Work required:
Extract the full listing verbatim and drop any pictures from your copy.

Information provided:
=====

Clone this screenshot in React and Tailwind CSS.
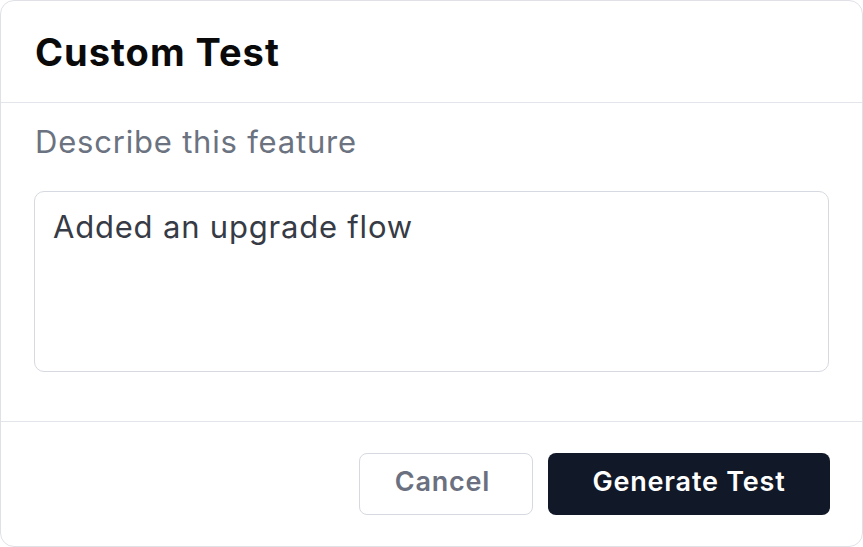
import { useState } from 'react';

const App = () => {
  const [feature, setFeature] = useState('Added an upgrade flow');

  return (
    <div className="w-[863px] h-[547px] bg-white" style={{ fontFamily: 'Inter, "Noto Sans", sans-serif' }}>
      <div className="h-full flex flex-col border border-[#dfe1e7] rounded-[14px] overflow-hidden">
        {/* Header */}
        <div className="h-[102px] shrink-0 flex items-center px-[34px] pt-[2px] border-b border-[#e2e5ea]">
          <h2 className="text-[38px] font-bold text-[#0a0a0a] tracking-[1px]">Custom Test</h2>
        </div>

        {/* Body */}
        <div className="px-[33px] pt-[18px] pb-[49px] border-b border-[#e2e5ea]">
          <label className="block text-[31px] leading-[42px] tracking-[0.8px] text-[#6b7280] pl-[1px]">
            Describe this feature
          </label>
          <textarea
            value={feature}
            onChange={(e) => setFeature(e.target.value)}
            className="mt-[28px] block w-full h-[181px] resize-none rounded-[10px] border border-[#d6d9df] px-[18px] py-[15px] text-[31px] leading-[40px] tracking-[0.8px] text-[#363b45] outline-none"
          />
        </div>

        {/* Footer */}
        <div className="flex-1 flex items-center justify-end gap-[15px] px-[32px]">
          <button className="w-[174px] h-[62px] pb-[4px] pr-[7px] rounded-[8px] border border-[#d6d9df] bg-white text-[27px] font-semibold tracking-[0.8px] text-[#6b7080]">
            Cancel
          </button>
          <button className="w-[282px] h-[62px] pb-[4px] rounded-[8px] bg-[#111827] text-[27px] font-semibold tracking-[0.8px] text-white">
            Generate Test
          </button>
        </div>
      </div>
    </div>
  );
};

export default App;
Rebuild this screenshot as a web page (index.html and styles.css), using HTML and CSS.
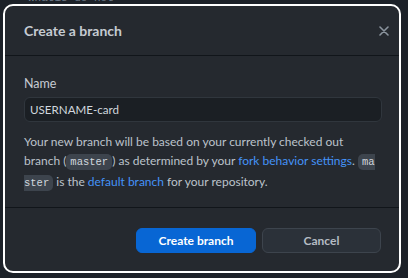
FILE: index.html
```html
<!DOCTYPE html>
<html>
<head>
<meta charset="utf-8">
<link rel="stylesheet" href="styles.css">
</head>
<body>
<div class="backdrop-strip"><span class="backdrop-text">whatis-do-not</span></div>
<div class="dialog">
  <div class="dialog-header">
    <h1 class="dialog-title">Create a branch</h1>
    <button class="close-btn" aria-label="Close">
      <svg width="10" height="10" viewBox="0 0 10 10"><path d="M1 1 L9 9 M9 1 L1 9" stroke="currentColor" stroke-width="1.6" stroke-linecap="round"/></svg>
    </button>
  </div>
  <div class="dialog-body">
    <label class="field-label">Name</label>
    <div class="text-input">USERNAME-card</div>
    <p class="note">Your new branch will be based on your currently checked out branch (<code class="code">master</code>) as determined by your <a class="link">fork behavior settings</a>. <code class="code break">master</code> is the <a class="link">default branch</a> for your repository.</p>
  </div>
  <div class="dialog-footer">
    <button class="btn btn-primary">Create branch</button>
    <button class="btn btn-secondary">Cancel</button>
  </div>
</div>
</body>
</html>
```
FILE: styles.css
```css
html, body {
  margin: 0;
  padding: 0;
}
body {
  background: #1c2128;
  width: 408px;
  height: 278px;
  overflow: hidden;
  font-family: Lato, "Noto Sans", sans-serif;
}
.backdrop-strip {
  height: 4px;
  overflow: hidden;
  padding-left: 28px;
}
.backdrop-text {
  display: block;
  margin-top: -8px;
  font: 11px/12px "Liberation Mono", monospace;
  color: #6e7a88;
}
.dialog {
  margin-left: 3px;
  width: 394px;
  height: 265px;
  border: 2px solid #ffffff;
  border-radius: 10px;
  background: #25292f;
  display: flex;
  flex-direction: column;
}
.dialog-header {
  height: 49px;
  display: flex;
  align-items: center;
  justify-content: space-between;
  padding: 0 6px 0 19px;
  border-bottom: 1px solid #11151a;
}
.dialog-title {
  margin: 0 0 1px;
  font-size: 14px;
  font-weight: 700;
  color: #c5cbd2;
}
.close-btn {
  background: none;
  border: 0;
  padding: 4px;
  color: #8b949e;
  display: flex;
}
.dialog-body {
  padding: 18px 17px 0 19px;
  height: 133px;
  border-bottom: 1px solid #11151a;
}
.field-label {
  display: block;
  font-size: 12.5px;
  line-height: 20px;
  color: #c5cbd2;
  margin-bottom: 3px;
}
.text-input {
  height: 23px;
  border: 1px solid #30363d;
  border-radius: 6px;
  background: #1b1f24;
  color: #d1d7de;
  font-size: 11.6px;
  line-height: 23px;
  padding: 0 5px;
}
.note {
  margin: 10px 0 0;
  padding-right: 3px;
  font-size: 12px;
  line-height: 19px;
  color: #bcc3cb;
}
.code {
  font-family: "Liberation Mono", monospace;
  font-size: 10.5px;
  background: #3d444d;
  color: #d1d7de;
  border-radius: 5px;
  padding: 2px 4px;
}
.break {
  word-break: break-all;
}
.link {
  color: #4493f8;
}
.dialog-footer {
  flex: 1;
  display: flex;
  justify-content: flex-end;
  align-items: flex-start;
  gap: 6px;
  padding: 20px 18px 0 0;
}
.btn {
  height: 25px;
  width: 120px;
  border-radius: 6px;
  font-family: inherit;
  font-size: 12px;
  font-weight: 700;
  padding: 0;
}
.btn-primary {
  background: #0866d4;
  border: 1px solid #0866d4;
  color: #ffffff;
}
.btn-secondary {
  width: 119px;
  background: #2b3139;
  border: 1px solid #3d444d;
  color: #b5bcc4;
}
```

=====

Solution to the exercise:
Clone this screenshot in React and Tailwind CSS.
import { useState } from 'react';

const App = () => {
  const [feature, setFeature] = useState('Added an upgrade flow');

  return (
    <div className="w-[863px] h-[547px] bg-white" style={{ fontFamily: 'Inter, "Noto Sans", sans-serif' }}>
      <div className="h-full flex flex-col border border-[#dfe1e7] rounded-[14px] overflow-hidden">
        {/* Header */}
        <div className="h-[102px] shrink-0 flex items-center px-[34px] pt-[2px] border-b border-[#e2e5ea]">
          <h2 className="text-[38px] font-bold text-[#0a0a0a] tracking-[1px]">Custom Test</h2>
        </div>

        {/* Body */}
        <div className="px-[33px] pt-[18px] pb-[49px] border-b border-[#e2e5ea]">
          <label className="block text-[31px] leading-[42px] tracking-[0.8px] text-[#6b7280] pl-[1px]">
            Describe this feature
          </label>
          <textarea
            value={feature}
            onChange={(e) => setFeature(e.target.value)}
            className="mt-[28px] block w-full h-[181px] resize-none rounded-[10px] border border-[#d6d9df] px-[18px] py-[15px] text-[31px] leading-[40px] tracking-[0.8px] text-[#363b45] outline-none"
          />
        </div>

        {/* Footer */}
        <div className="flex-1 flex items-center justify-end gap-[15px] px-[32px]">
          <button className="w-[174px] h-[62px] pb-[4px] pr-[7px] rounded-[8px] border border-[#d6d9df] bg-white text-[27px] font-semibold tracking-[0.8px] text-[#6b7080]">
            Cancel
          </button>
          <button className="w-[282px] h-[62px] pb-[4px] rounded-[8px] bg-[#111827] text-[27px] font-semibold tracking-[0.8px] text-white">
            Generate Test
          </button>
        </div>
      </div>
    </div>
  );
};

export default App;
Rebuild this screenshot as a web page (index.html and styles.css), using HTML and CSS.
FILE: index.html
```html
<!DOCTYPE html>
<html>
<head>
<meta charset="utf-8">
<link rel="stylesheet" href="styles.css">
</head>
<body>
<div class="backdrop-strip"><span class="backdrop-text">whatis-do-not</span></div>
<div class="dialog">
  <div class="dialog-header">
    <h1 class="dialog-title">Create a branch</h1>
    <button class="close-btn" aria-label="Close">
      <svg width="10" height="10" viewBox="0 0 10 10"><path d="M1 1 L9 9 M9 1 L1 9" stroke="currentColor" stroke-width="1.6" stroke-linecap="round"/></svg>
    </button>
  </div>
  <div class="dialog-body">
    <label class="field-label">Name</label>
    <div class="text-input">USERNAME-card</div>
    <p class="note">Your new branch will be based on your currently checked out branch (<code class="code">master</code>) as determined by your <a class="link">fork behavior settings</a>. <code class="code break">master</code> is the <a class="link">default branch</a> for your repository.</p>
  </div>
  <div class="dialog-footer">
    <button class="btn btn-primary">Create branch</button>
    <button class="btn btn-secondary">Cancel</button>
  </div>
</div>
</body>
</html>
```
FILE: styles.css
```css
html, body {
  margin: 0;
  padding: 0;
}
body {
  background: #1c2128;
  width: 408px;
  height: 278px;
  overflow: hidden;
  font-family: Lato, "Noto Sans", sans-serif;
}
.backdrop-strip {
  height: 4px;
  overflow: hidden;
  padding-left: 28px;
}
.backdrop-text {
  display: block;
  margin-top: -8px;
  font: 11px/12px "Liberation Mono", monospace;
  color: #6e7a88;
}
.dialog {
  margin-left: 3px;
  width: 394px;
  height: 265px;
  border: 2px solid #ffffff;
  border-radius: 10px;
  background: #25292f;
  display: flex;
  flex-direction: column;
}
.dialog-header {
  height: 49px;
  display: flex;
  align-items: center;
  justify-content: space-between;
  padding: 0 6px 0 19px;
  border-bottom: 1px solid #11151a;
}
.dialog-title {
  margin: 0 0 1px;
  font-size: 14px;
  font-weight: 700;
  color: #c5cbd2;
}
.close-btn {
  background: none;
  border: 0;
  padding: 4px;
  color: #8b949e;
  display: flex;
}
.dialog-body {
  padding: 18px 17px 0 19px;
  height: 133px;
  border-bottom: 1px solid #11151a;
}
.field-label {
  display: block;
  font-size: 12.5px;
  line-height: 20px;
  color: #c5cbd2;
  margin-bottom: 3px;
}
.text-input {
  height: 23px;
  border: 1px solid #30363d;
  border-radius: 6px;
  background: #1b1f24;
  color: #d1d7de;
  font-size: 11.6px;
  line-height: 23px;
  padding: 0 5px;
}
.note {
  margin: 10px 0 0;
  padding-right: 3px;
  font-size: 12px;
  line-height: 19px;
  color: #bcc3cb;
}
.code {
  font-family: "Liberation Mono", monospace;
  font-size: 10.5px;
  background: #3d444d;
  color: #d1d7de;
  border-radius: 5px;
  padding: 2px 4px;
}
.break {
  word-break: break-all;
}
.link {
  color: #4493f8;
}
.dialog-footer {
  flex: 1;
  display: flex;
  justify-content: flex-end;
  align-items: flex-start;
  gap: 6px;
  padding: 20px 18px 0 0;
}
.btn {
  height: 25px;
  width: 120px;
  border-radius: 6px;
  font-family: inherit;
  font-size: 12px;
  font-weight: 700;
  padding: 0;
}
.btn-primary {
  background: #0866d4;
  border: 1px solid #0866d4;
  color: #ffffff;
}
.btn-secondary {
  width: 119px;
  background: #2b3139;
  border: 1px solid #3d444d;
  color: #b5bcc4;
}
```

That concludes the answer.